The paper tackled the problem of unfairness in authorship attribution systems, where some authors are at higher risk of being misattributed as authors of texts they did not write, and introduced the Misattribution Unfairness Index (MAUIk) to quantify this, finding that all five models tested exhibited high levels of unfairness with increased risks for certain authors.
Authorship misattribution can have profound consequences in real life. In forensic settings simply being considered as one of the potential authors of an evidential piece of text or communication can result in undesirable scrutiny. This raises a fairness question: Is every author in the candidate pool at equal risk of misattribution? Standard evaluation measures for authorship attribution systems do not explicitly account for this notion of fairness.
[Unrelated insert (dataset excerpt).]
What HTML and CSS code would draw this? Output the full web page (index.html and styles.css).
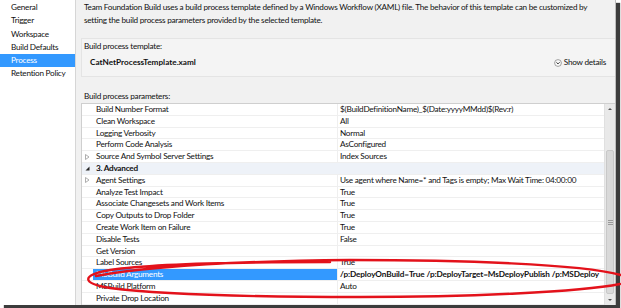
FILE: index.html
```html
<!DOCTYPE html>
<html lang="en">
<head>
<meta charset="utf-8" />
<title>Build Definition - Process</title>
<link rel="stylesheet" href="styles.css">
</head>
<body>
<div class="page">
  <ul class="nav">
    <li>General</li>
    <li>Trigger</li>
    <li>Workspace</li>
    <li>Build Defaults</li>
    <li class="active">Process</li>
    <li>Retention Policy</li>
  </ul>

  <div class="main">
    <p class="intro">Team Foundation Build uses a build process template defined by a Windows Workflow (XAML) file. The behavior of this template can be customized by setting the build process parameters provided by the selected template.</p>

    <div class="template-box">
      <div class="box-label">Build process template:</div>
      <div class="box-row">
        <span class="template-name">CatNetProcessTemplate.xaml</span>
        <span class="details">
          <svg class="details-icon" width="8" height="8" viewBox="0 0 8 8"><circle cx="4" cy="4" r="3.4" fill="#fafafa" stroke="#8a8a8a" stroke-width="0.8"/><path d="M2.4 3.3 L4 4.9 L5.6 3.3" fill="none" stroke="#333" stroke-width="1"/></svg>
          Show details
        </span>
      </div>
    </div>

    <div class="params-label">Build process parameters:</div>

    <div class="grid">
      <div class="rows">
        <div class="row"><span class="gut"></span><span class="name">Build Number Format</span><span class="val">$(BuildDefinitionName)_$(Date:yyyyMMdd)$(Rev:r)</span></div>
        <div class="row"><span class="gut"></span><span class="name">Clean Workspace</span><span class="val">All</span></div>
        <div class="row"><span class="gut"></span><span class="name">Logging Verbosity</span><span class="val">Normal</span></div>
        <div class="row"><span class="gut"></span><span class="name">Perform Code Analysis</span><span class="val">AsConfigured</span></div>
        <div class="row"><span class="gut"><svg width="5" height="6" viewBox="0 0 5 6"><path d="M0.5 0.5 L4 3 L0.5 5.5 Z" fill="#fff" stroke="#9a9a9a" stroke-width="0.8"/></svg></span><span class="name">Source And Symbol Server Settings</span><span class="val">Index Sources</span></div>
        <div class="row group"><span class="gut"><svg width="5" height="5" viewBox="0 0 5 5"><path d="M4.5 0.5 L4.5 4.5 L0.5 4.5 Z" fill="#262626"/></svg></span><span class="name">3. Advanced</span><span class="val"></span></div>
        <div class="row"><span class="gut"><svg width="5" height="6" viewBox="0 0 5 6"><path d="M0.5 0.5 L4 3 L0.5 5.5 Z" fill="#fff" stroke="#9a9a9a" stroke-width="0.8"/></svg></span><span class="name">Agent Settings</span><span class="val">Use agent where Name=* and Tags is empty; Max Wait Time: 04:00:00</span></div>
        <div class="row"><span class="gut"></span><span class="name">Analyze Test Impact</span><span class="val">True</span></div>
        <div class="row"><span class="gut"></span><span class="name">Associate Changesets and Work Items</span><span class="val">True</span></div>
        <div class="row"><span class="gut"></span><span class="name">Copy Outputs to Drop Folder</span><span class="val">True</span></div>
        <div class="row"><span class="gut"></span><span class="name">Create Work Item on Failure</span><span class="val">True</span></div>
        <div class="row"><span class="gut"></span><span class="name">Disable Tests</span><span class="val">False</span></div>
        <div class="row"><span class="gut"></span><span class="name">Get Version</span><span class="val"></span></div>
        <div class="row"><span class="gut"></span><span class="name">Label Sources</span><span class="val">True</span></div>
        <div class="row selected"><span class="gut"></span><span class="name">MSBuild Arguments</span><span class="val">/p:DeployOnBuild=True /p:DeployTarget=MsDeployPublish /p:MSDeploy</span></div>
        <div class="row"><span class="gut"></span><span class="name">MSBuild Platform</span><span class="val">Auto</span></div>
        <div class="row"><span class="gut"></span><span class="name">Private Drop Location</span><span class="val"></span></div>
      </div>
      <div class="scrollbar">
        <svg class="arrow" width="10" height="8" viewBox="0 0 10 8"><path d="M3 5 L5 3 L7 5 Z" fill="#555"/></svg>
        <div class="track">
          <div class="thumb"><span class="grip"></span></div>
        </div>
        <svg class="arrow" width="10" height="8" viewBox="0 0 10 8"><path d="M3 3 L5 5 L7 3 Z" fill="#555"/></svg>
      </div>
    </div>
  </div>
</div>

<svg class="mark" width="621" height="308" viewBox="0 0 621 308">
  <path d="M330 262 C250 262 150 264 110 270 C82 275 80 283 110 288 C170 296 280 297 360 297 C470 297 580 292 620 284 M96 276 C150 266 250 261 350 260 C460 260 580 264 621 275" fill="none" stroke="#e3121b" stroke-width="2.4" stroke-linecap="round"/>
</svg>
</body>
</html>
```

FILE: styles.css
```css
:root {
  --bg: #f1f1f1;
  --text: #111;
  --line: #cfcfcf;
  --row-line: #efefef;
  --select: #3399ff;
  --row-h: 11.8px;
}
*{box-sizing:border-box;margin:0;padding:0;}
body{
  width:621px;
  height:308px;
  overflow:hidden;
  background:#fff;
  font-family:Lato,"Noto Sans",sans-serif;
  font-size:8.2px;
  letter-spacing:-0.25px;
  color:var(--text);
  position:relative;
}
.page{
  width:616px;
  height:305px;
  display:flex;
  background:var(--bg);
  border-right:1px solid #bdbdbd;
  box-shadow:4px 3px 1px #3c3c3c;
  overflow:hidden;
}
.nav{
  list-style:none;
  width:76px;
  flex:none;
  background:#fff;
  border-right:1px solid #d6d6d6;
  padding-top:1px;
}
.nav li{
  height:13.3px;
  line-height:13.3px;
  padding-left:11px;
  white-space:nowrap;
}
.nav li.active{background:var(--select);color:#fff;}
.main{
  flex:1;
  min-width:0;
  display:flex;
  flex-direction:column;
  padding-left:5px;
}
.intro{
  line-height:13px;
  margin-top:1px;
  padding:0 22px 0 3px;
}
.template-box{
  margin-top:11px;
  height:39px;
  border:1px solid #e4e4e4;
  border-right:none;
  background:#f4f4f4;
  padding:1px 0 0 2px;
}
.box-label{line-height:13px;}
.box-row{
  margin-top:3px;
  display:flex;
  align-items:center;
  justify-content:space-between;
  line-height:13px;
  padding-left:6px;
  padding-right:9px;
}
.template-name{font-weight:700;letter-spacing:0;}
.details{display:flex;align-items:center;gap:2px;}
.details-icon{display:block;}
.params-label{
  margin-top:13px;
  line-height:13px;
  padding-left:3px;
}
.grid{
  flex:1;
  min-height:0;
  display:flex;
  border:1px solid var(--line);
  border-right:none;
  border-bottom:none;
  background:#fff;
  overflow:hidden;
}
.rows{flex:1;min-width:0;}
.row{
  display:grid;
  grid-template-columns:11px 245px 1fr;
  height:var(--row-h);
  line-height:calc(var(--row-h) - 1px);
  border-bottom:1px solid var(--row-line);
  white-space:nowrap;
}
.gut{display:flex;align-items:center;justify-content:center;}
.gut svg{display:block;}
.name{padding-left:3px;border-right:1px solid var(--row-line);overflow:hidden;}
.val{padding-left:2px;overflow:hidden;}
.row.group{background:#eef2f8;}
.row.group .name{font-weight:700;border-right:none;}
.row.selected .name{background:var(--select);color:#fff;}
.row.selected .val{font-weight:700;letter-spacing:-0.12px;}
.scrollbar{
  width:11px;
  flex:none;
  display:flex;
  flex-direction:column;
  background:#e9e9e9;
  border-left:1px solid #e0e0e0;
}
.arrow{display:block;flex:none;margin:1px 0;}
.track{flex:1;padding-top:36px;padding-bottom:1px;}
.thumb{
  margin:0 1px;
  height:144px;
  background:#d9d9d9;
  border:1px solid #c8c8c8;
  border-radius:2px;
  display:flex;
  align-items:center;
  justify-content:center;
}
.grip{
  width:5px;
  height:5px;
  border-top:1px solid #9a9a9a;
  border-bottom:1px solid #9a9a9a;
  position:relative;
}
.grip::after{
  content:"";
  position:absolute;
  left:0;
  right:0;
  top:1px;
  border-top:1px solid #9a9a9a;
}
.mark{
  position:absolute;
  left:0;
  top:0;
  pointer-events:none;
}
```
We introduce a simple measure, Misattribution Unfairness Index (MAUIk), which is based on how often authors are ranked in the top k for texts they did not write. Using this measure we quantify the unfairness of five models on two different datasets. All models exhibit high levels of unfairness with increased risks for some authors. Furthermore, we find that this unfairness relates to how the models embed the authors as vectors in the latent search space. In particular, we observe that the risk of misattribution is higher for authors closer to the centroid (or center) of the embedded authors in the haystack. These results indicate the potential for harm and the need for communicating with and calibrating end users on misattribution risk when building and providing such models for downstream use.